SID-Washington’s 2021 Annual Conference, “Mind the Gap: Recalibrate for Equity and Impact”, was one such event that optimized this virtual format; held on May 26-27, 2021, this year’s conference had over 1,300 attendees and highlighted the benefits of virtual programming by erasing geographic limitations and allowing a more diverse population to attend than ever before. While SID-W’s Annual Conference is usually hosted in Washington DC, the transition online allowed attendees from over 64 countries – including Mongolia, Brazil, and Uganda – to join us from their own homes.

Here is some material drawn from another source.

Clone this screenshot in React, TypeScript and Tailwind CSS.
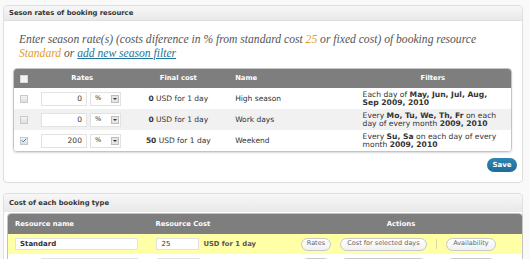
import { Check } from 'lucide-react';

const seasons = [
  {
    checked: false,
    rate: '0',
    cost: '0',
    name: 'High season',
    filter: (
      <>
        Each day of <b>May, Jun, Jul, Aug, Sep 2009, 2010</b>
      </>
    ),
  },
  {
    checked: false,
    rate: '0',
    cost: '0',
    name: 'Work days',
    filter: (
      <>
        Every <b>Mo, Tu, We, Th, Fr</b> on each day of every month <b>2009, 2010</b>
      </>
    ),
  },
  {
    checked: true,
    rate: '200',
    cost: '50',
    name: 'Weekend',
    filter: (
      <>
        Every <b>Su, Sa</b> on each day of every month <b>2009, 2010</b>
      </>
    ),
  },
];

function Box({ checked = false, dark = false }: { checked?: boolean; dark?: boolean }) {
  return (
    <span
      className={`inline-flex items-center justify-center w-[8px] h-[8px] border ${
        dark ? 'border-[#d8d8d8] bg-[#f4f4f4]' : 'border-[#c9c9c9] bg-gradient-to-b from-[#f4f4f4] to-[#dedede]'
      }`}
    >
      {checked && <Check className="w-[7px] h-[7px] text-[#3b6ea8]" strokeWidth={4} />}
    </span>
  );
}

function Pill({ children, w }: { children?: React.ReactNode; w: string }) {
  return (
    <span
      className={`${w} h-[13px] flex items-center justify-center rounded-full border border-[#c8c8c8] bg-gradient-to-b from-white to-[#f1f1f1] text-[#666] text-[6.5px]`}
    >
      {children}
    </span>
  );
}

export default function App() {
  return (
    <div className="w-[530px] h-[259px] overflow-hidden bg-[#f9f9f9] font-['DejaVu_Sans',sans-serif] text-[#333]">
      {/* Season rates panel */}
      <div className="ml-[3px] mt-[5px] w-[520px] h-[178px] border border-[#dfdfdf] rounded-[4px] bg-white">
        <div className="h-[15px] flex items-center pl-[5px] bg-gradient-to-b from-[#f7f7f7] to-[#e8e8e8] border-b border-[#dfdfdf] rounded-t-[4px] text-[6.8px] font-bold text-[#333]">
          Seson rates of booking resource
        </div>
        <p className="pl-[15px] pt-[12px] whitespace-nowrap text-[11.6px] leading-[14px] italic text-[#555] font-['Liberation_Serif',serif]">
          Enter season rate(s) (costs diference in % from standard cost <span className="text-[#e3a01f]">25</span> or fixed
          cost) of booking resource
          <br />
          <span className="text-[#e3a01f]">Standard</span> or{' '}
          <span className="text-[#21759b] underline">add new season filter</span>
        </p>

        <div className="ml-[9px] mt-[7px] w-[499px] border border-[#c4c4c4] rounded-[4px] overflow-hidden shadow-[0_1px_2px_rgba(0,0,0,0.15)]">
          <div className="flex h-[19px] items-center bg-[#7e7e7e] text-white text-[6.8px] font-bold">
            <div className="w-[20px] flex justify-center">
              <Box dark />
            </div>
            <div className="w-[97px] text-center">Rates</div>
            <div className="w-[96px] text-center">Final cost</div>
            <div className="w-[129px] pl-[9px]">Name</div>
            <div className="w-[157px] text-center">Filters</div>
          </div>
          {seasons.map((s, i) => (
            <div key={i} className={`flex items-center h-[21px] text-[7px] ${i === 1 ? 'bg-[#f1f1f1]' : 'bg-white'}`}>
              <div className="w-[20px] flex justify-center">
                <Box checked={s.checked} />
              </div>
              <div className="w-[97px] flex items-center pl-[7px] gap-[3px]">
                <span className="w-[46px] h-[14px] border border-[#e2e2e2] bg-white flex items-center justify-end pr-[4px] text-[7.5px]">
                  {s.rate}
                </span>
                <span className="w-[31px] h-[14px] border border-[#e2e2e2] bg-white flex items-center justify-between pl-[4px] pr-[1px] text-[6.5px]">
                  %
                  <span className="w-[8px] h-[8px] border border-[#bdbdbd] bg-[#e6e6e6] flex items-center justify-center">
                    <span className="w-0 h-0 border-l-[2px] border-r-[2px] border-t-[2px] border-l-transparent border-r-transparent border-t-[#333]" />
                  </span>
                </span>
              </div>
              <div className="w-[96px] text-center text-[7.5px]">
                <b>{s.cost}</b> USD for 1 day
              </div>
              <div className="w-[129px] pl-[9px] text-[7.5px]">{s.name}</div>
              <div className="w-[157px] pl-[8px] pr-[9px] text-[7.6px] leading-[8px]">{s.filter}</div>
            </div>
          ))}
        </div>

        <div className="flex justify-end pr-[5px] mt-[6px]">
          <button className="w-[30px] h-[14px] rounded-full bg-gradient-to-b from-[#2e86b4] to-[#1d6c94] text-white text-[7px] font-bold">
            Save
          </button>
        </div>
      </div>

      {/* Cost panel */}
      <div className="ml-[3px] mt-[10px] w-[520px] h-[80px] border border-[#dfdfdf] rounded-t-[4px] bg-white">
        <div className="h-[18px] flex items-center pl-[5px] bg-gradient-to-b from-[#f7f7f7] to-[#e8e8e8] rounded-t-[4px] text-[6.8px] font-bold text-[#333]">
          Cost of each booking type
        </div>
        <div className="ml-[3px] mt-[1px] w-[516px] border border-[#c4c4c4] rounded-t-[4px] overflow-hidden">
          <div className="flex h-[20px] items-center bg-[#7e7e7e] text-white text-[6.8px] font-bold">
            <div className="w-[141px] pl-[7px]">Resource name</div>
            <div className="w-[132px] pl-[7px]">Resource Cost</div>
            <div className="w-[243px] text-center">Actions</div>
          </div>
          <div className="flex h-[20px] items-center bg-[#ffffa6]">
            <div className="w-[141px] pl-[7px]">
              <span className="w-[123px] h-[12px] border border-[#e2e2e2] bg-white flex items-center pl-[4px] text-[7px] font-bold">
                Standard
              </span>
            </div>
            <div className="w-[132px] pl-[8px] flex items-center gap-[4px]">
              <span className="w-[43px] h-[12px] border border-[#e2e2e2] bg-white flex items-center pl-[4px] text-[7px]">
                25
              </span>
              <span className="text-[6.8px] font-bold text-[#555]">USD for 1 day</span>
            </div>
            <div className="w-[243px] flex items-center pl-[21px] gap-[9px]">
              <Pill w="w-[30px]">Rates</Pill>
              <Pill w="w-[87px]">Cost for selected days</Pill>
              <span className="w-px h-[10px] bg-[#d8d8a0]" />
              <Pill w="w-[50px]">Availability</Pill>
            </div>
          </div>
          <div className="flex h-[20px] items-center bg-white">
            <div className="w-[141px] pl-[33px]">
              <span className="block w-[97px] h-[12px] border border-[#e2e2e2] bg-white" />
            </div>
            <div className="w-[132px] pl-[8px]">
              <span className="block w-[43px] h-[12px] border border-[#e2e2e2] bg-white" />
            </div>
            <div className="w-[243px] flex items-center pl-[21px] gap-[9px]">
              <Pill w="w-[30px]" />
              <Pill w="w-[87px]" />
              <span className="w-px h-[10px] bg-[#ddd]" />
              <Pill w="w-[50px]" />
            </div>
          </div>
        </div>
      </div>
    </div>
  );
}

The virtual platform provided speakers and attendees alike with a sense of renewed engagement and enthusiasm. Not only that, but the creative nature of the online Conference generated an eagerness among participants to interact with each other via the scheduled plenaries, Learning Labs, panels, and networking sessions. Attendees shared their thoughts on the most pressing issues in international development alongside their own professional experiences, creating a dynamic environment that was unhindered by the “Zoom fatigue” that has more recently accompanied virtual events. From the outset of the Opening Plenary, attendees took advantage of the chat feature to greet one another with a variety of “Good morning!” and “Good evening!” messages as they tuned in from around the world. Networking sessions provided a space for lively conversation that was less structured than the scheduled events – this led to the formation of groups like the “Amis Francophones” Table, created by one of the attendees who hoped to connect with other Francophiles. Consequently, we were able to connect with French speakers from Washington DC and around the globe, a feat that could not have been achieved if the Conference were in-person. The intention behind the choice of speakers and panelists at this year’s Conference also promoted a diversity of professionals: women, women of color, and minorities in senior positions were frequent sights at the SID-W Conference. Hearing from female CEOs, POC Foreign Service officers, and other trailblazers allowed us to feel represented within the world of international development and connect with professionals that reflected a background similar to our own.
Ultimately, it was inspiring to witness this diverse, global group of individuals and organizations come together and collaborate on solutions to bridge the gaps in development that were exacerbated by the pandemic. It was especially valuable for us, as interns, to connect with people that wouldn’t have been able to attend the Conference in an in-person setting. The Conference showed us the power that the virtual format has in ensuring a diverse set of perspectives has a voice on the most pertinent development issues, making meaningful progress towards well-founded solutions.